Amazon SQS (Simple Queue Service)

1. What is SQS?

Amazon SQS is a fully managed message queuing service that enables you to decouple and scale distributed systems. Producers send messages to a queue, and consumers poll the queue to process them.

Core Concept

SQS = asynchronous decoupling. Producer sends a message and moves on. Consumer picks it up later and processes it. If the consumer is slow or down, messages wait in the queue.

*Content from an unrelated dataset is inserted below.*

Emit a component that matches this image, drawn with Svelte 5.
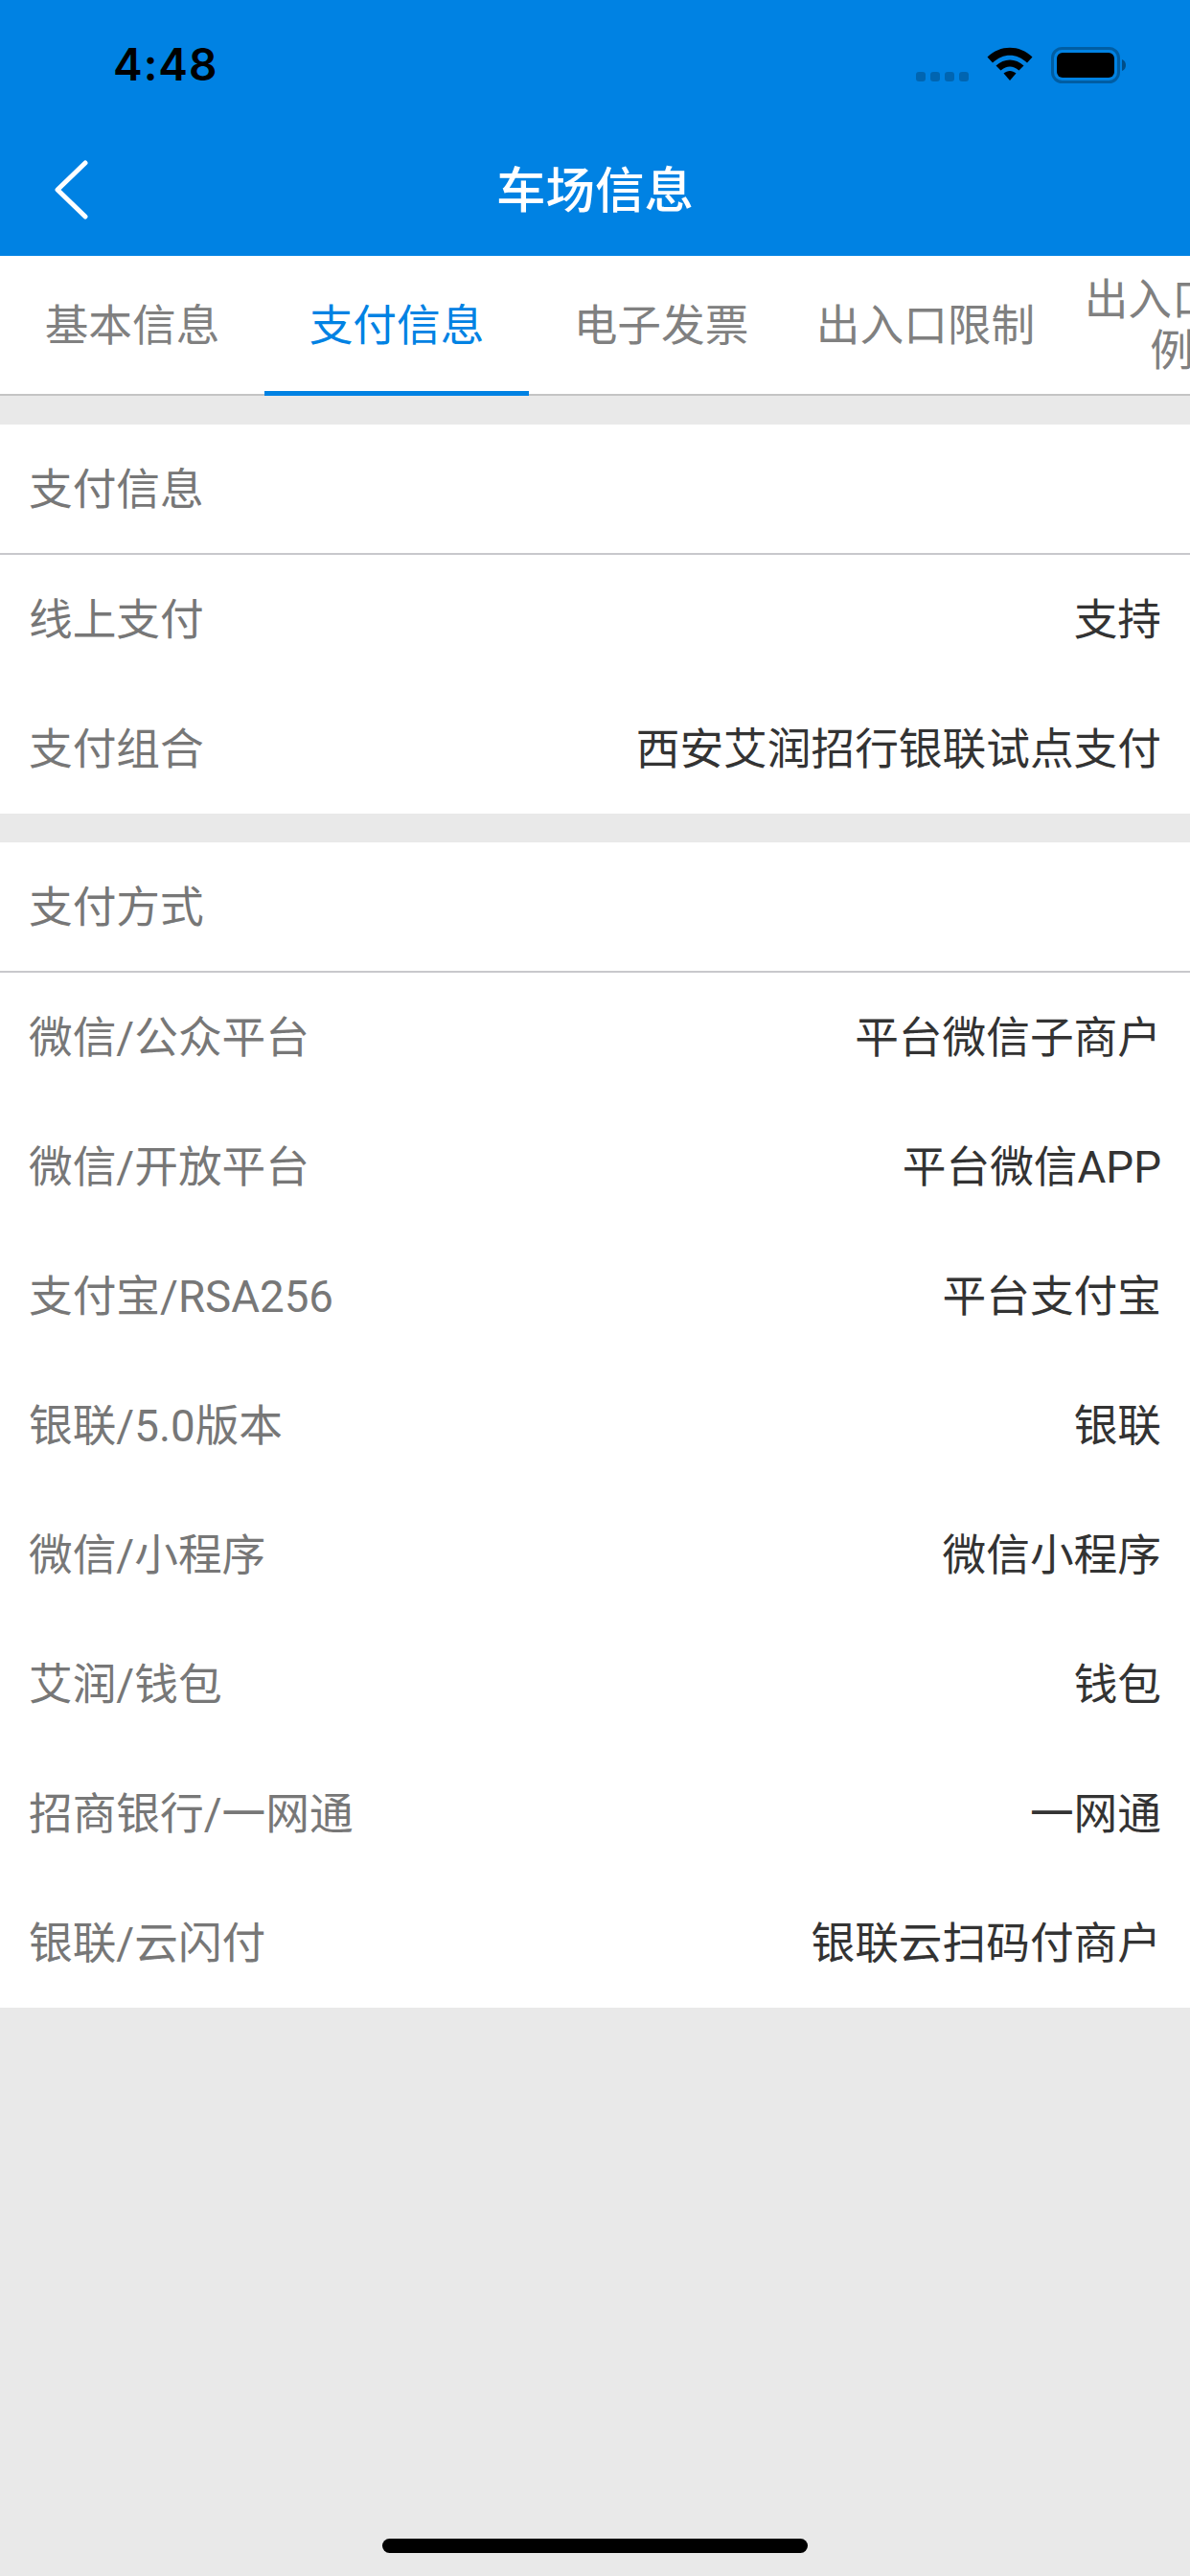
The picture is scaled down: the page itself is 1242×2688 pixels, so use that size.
<script>
  const sections = [
    {
      title: "支付信息",
      rows: [
        ["线上支付", "支持"],
        ["支付组合", "西安艾润招行银联试点支付"],
      ],
    },
    {
      title: "支付方式",
      rows: [
        ["微信/公众平台", "平台微信子商户"],
        ["微信/开放平台", "平台微信APP"],
        ["支付宝/RSA256", "平台支付宝"],
        ["银联/5.0版本", "银联"],
        ["微信/小程序", "微信小程序"],
        ["艾润/钱包", "钱包"],
        ["招商银行/一网通", "一网通"],
        ["银联/云闪付", "银联云扫码付商户"],
      ],
    },
  ];

  const tabs = ["基本信息", "支付信息", "电子发票", "出入口限制", "出入口比例"];
  let active = 1;
</script>

<div class="page">
  <header class="header">
    <div class="status">
      <span class="time">4:48</span>
      <div class="status__icons">
        <div class="signal">
          <i></i><i></i><i></i><i></i>
        </div>
        <svg class="wifi" width="48" height="36" viewBox="0 0 48 36">
          <path d="M0.5 10.5 C14 -2.5 34 -2.5 47.500 10.500 L42 16.500 C31 6 17 6 6 16.500 Z" fill="#000" />
          <path d="M9.500 19.500 C18 11.500 30 11.500 38.500 19.500 L33.500 24.500 C27 19 21 19 14.500 24.500 Z" fill="#000" />
          <path d="M17.500 27.500 C21.500 24 26.500 24 30.500 27.500 L24 35 Z" fill="#000" />
        </svg>
        <svg class="battery" width="80" height="38" viewBox="0 0 80 38">
          <rect x="1.500" y="1.500" width="69" height="35" rx="10" fill="none" stroke="#00000048" stroke-width="3" />
          <rect x="6" y="6" width="60" height="26" rx="6" fill="#000" />
          <path d="M74 13 C77 14 78 16.500 78 19 C78 21.500 77 24 74 25 Z" fill="#00000066" />
        </svg>
      </div>
    </div>
    <div class="nav">
      <svg class="back" width="36" height="62" viewBox="0 0 36 62">
        <path d="M33 3 L4 31 L33 59" fill="none" stroke="#fff" stroke-width="5" stroke-linecap="round" stroke-linejoin="round" />
      </svg>
      <h1>车场信息</h1>
    </div>
  </header>

  <nav class="tabs">
    {#each tabs as tab, i}
      <div class="tab" class:active={i === active}>{tab}</div>
    {/each}
  </nav>

  {#each sections as section}
    <section class="section">
      <div class="section__title">{section.title}</div>
      {#each section.rows as row}
        <div class="row">
          <span class="row__label">{row[0]}</span>
          <span class="row__value">{row[1]}</span>
        </div>
      {/each}
    </section>
  {/each}

  <div class="home"></div>
</div>

<style>
  :global(body) {
    margin: 0;
  }

  .page {
    position: relative;
    width: 1242px;
    height: 2688px;
    overflow: hidden;
    background-color: #e9e9e9;
    font-family: Roboto, "Noto Sans CJK SC", sans-serif;
    font-size: 45.7px;
    line-height: 60px;
  }

  .header {
    height: 267px;
    background-color: #0082e3;
  }

  .status {
    height: 132px;
    display: flex;
    justify-content: space-between;
    padding: 0 65px 0 118px;
    box-sizing: border-box;
  }

  .time {
    margin-top: 37px;
    font-family: Inter, sans-serif;
    font-weight: 600;
    font-size: 46px;
    letter-spacing: 1px;
    color: #000;
  }

  .status__icons {
    display: flex;
    align-items: flex-start;
    padding-top: 49px;
  }

  .signal {
    display: flex;
    gap: 5px;
    margin-top: 26px;
    margin-right: 19px;
  }

  .signal i {
    width: 10px;
    height: 10px;
    border-radius: 3px;
    background-color: #00000038;
  }

  .wifi {
    margin-right: 19px;
  }

  .nav {
    position: relative;
    height: 135px;
    padding-top: 1px;
    box-sizing: border-box;
    display: flex;
    align-items: center;
    justify-content: center;
  }

  .back {
    position: absolute;
    left: 56px;
    top: 35px;
  }

  .nav h1 {
    margin: 0;
    font-size: 51.500px;
    font-weight: 500;
    color: #fff;
  }

  .tabs {
    display: flex;
    height: 146px;
    background-color: #fff;
    border-bottom: 2px solid #c4c4c4;
    box-sizing: border-box;
    margin-bottom: 30px;
  }

  .tab {
    flex: 0 0 276px;
    box-sizing: border-box;
    height: 146px;
    padding: 0 20px;
    display: flex;
    align-items: center;
    justify-content: center;
    text-align: center;
    line-height: 53px;
    color: #808080;
  }

  .tab:last-child {
    flex-basis: 238px;
    padding: 0 27px;
  }

  .tab.active {
    color: #0082e3;
    border-bottom: 5px solid #0082e3;
    padding-top: 5px;
  }

  .section {
    background-color: #fff;
    margin-bottom: 30px;
  }

  .section__title {
    height: 136px;
    box-sizing: border-box;
    padding: 3px 30px 0;
    display: flex;
    align-items: center;
    border-bottom: 2px solid #c8c8cc;
    color: #777;
  }

  .row {
    height: 135px;
    box-sizing: border-box;
    padding: 3px 30px 0;
    display: flex;
    align-items: center;
    justify-content: space-between;
  }

  .row__label {
    color: #777;
  }

  .row__value {
    color: #333;
  }

  .home {
    position: absolute;
    left: 399px;
    top: 2649px;
    width: 444px;
    height: 15px;
    border-radius: 8px;
    background-color: #000;
  }
</style>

This decouples producers from consumers, improving resilience and scalability.

2. SQS Standard Queue

Unlimited throughput (unlimited messages per second)
At-least-once delivery (a message may be delivered more than once)
Best-effort ordering (messages may arrive out of order)
Default retention: 4 days (configurable 1 minute to 14 days)
Max message size: 256 KB (use Extended Client Library + S3 for larger)
Low latency (<10 ms on publish and receive)

3. SQS FIFO Queue

First-In-First-Out ordering guaranteed
Exactly-once processing (deduplication within 5-minute window)
Limited throughput: 300 messages/sec (without batching), 3,000/sec (with batching)
Queue name MUST end with .fifo (e.g., my-queue.fifo)
Message Group ID: messages in the same group are processed in order
Deduplication ID: prevents duplicate messages (content-based or explicit ID)

4. Key SQS Concepts

Visibility Timeout

After a consumer receives a message, it becomes invisible to other consumers
Default: 30 seconds. Configurable: 0 seconds to 12 hours.
If the consumer doesn’t delete the message before timeout expires, it becomes visible again (reprocessed)
Set timeout > processing time to prevent duplicate processing
Consumer can call ChangeMessageVisibility to extend the timeout

Dead-Letter Queue (DLQ)

A separate SQS queue where messages go after failing processing N times
MaxReceiveCount: after this many receive attempts, message moves to DLQ
Use for: debugging failed messages, isolating poison messages
DLQ must be the same type as the source (Standard → Standard DLQ, FIFO → FIFO DLQ)
Redrive to Source: move messages from DLQ back to source queue for reprocessing

Long Polling vs Short Polling

SQS + Auto Scaling

Use CloudWatch metric ApproximateNumberOfMessagesVisible to trigger ASG scaling
Custom metric: queue depth / number of instances = messages per instance
Scale out when backlog grows, scale in when backlog shrinks
Common pattern: SQS → EC2 ASG consumer fleet

SQS Security

Encryption at rest: SSE-SQS (default, free) or SSE-KMS (customer key)
Encryption in transit: HTTPS endpoints
Access control: IAM policies + SQS resource policies (for cross-account access)
VPC Endpoint: Interface Endpoint for private access from VPC

Exam Tip

SQS: "Decouple services" = SQS. Standard = unlimited throughput, at-least-once, best-effort order. FIFO = strict order, exactly-once, 300/sec (3,000 batched), name ends .fifo. Visibility Timeout > processing time. DLQ for failed messages (same queue type). Always use Long Polling (WaitTimeSeconds=20). Max message = 256 KB (Extended Client Library for larger).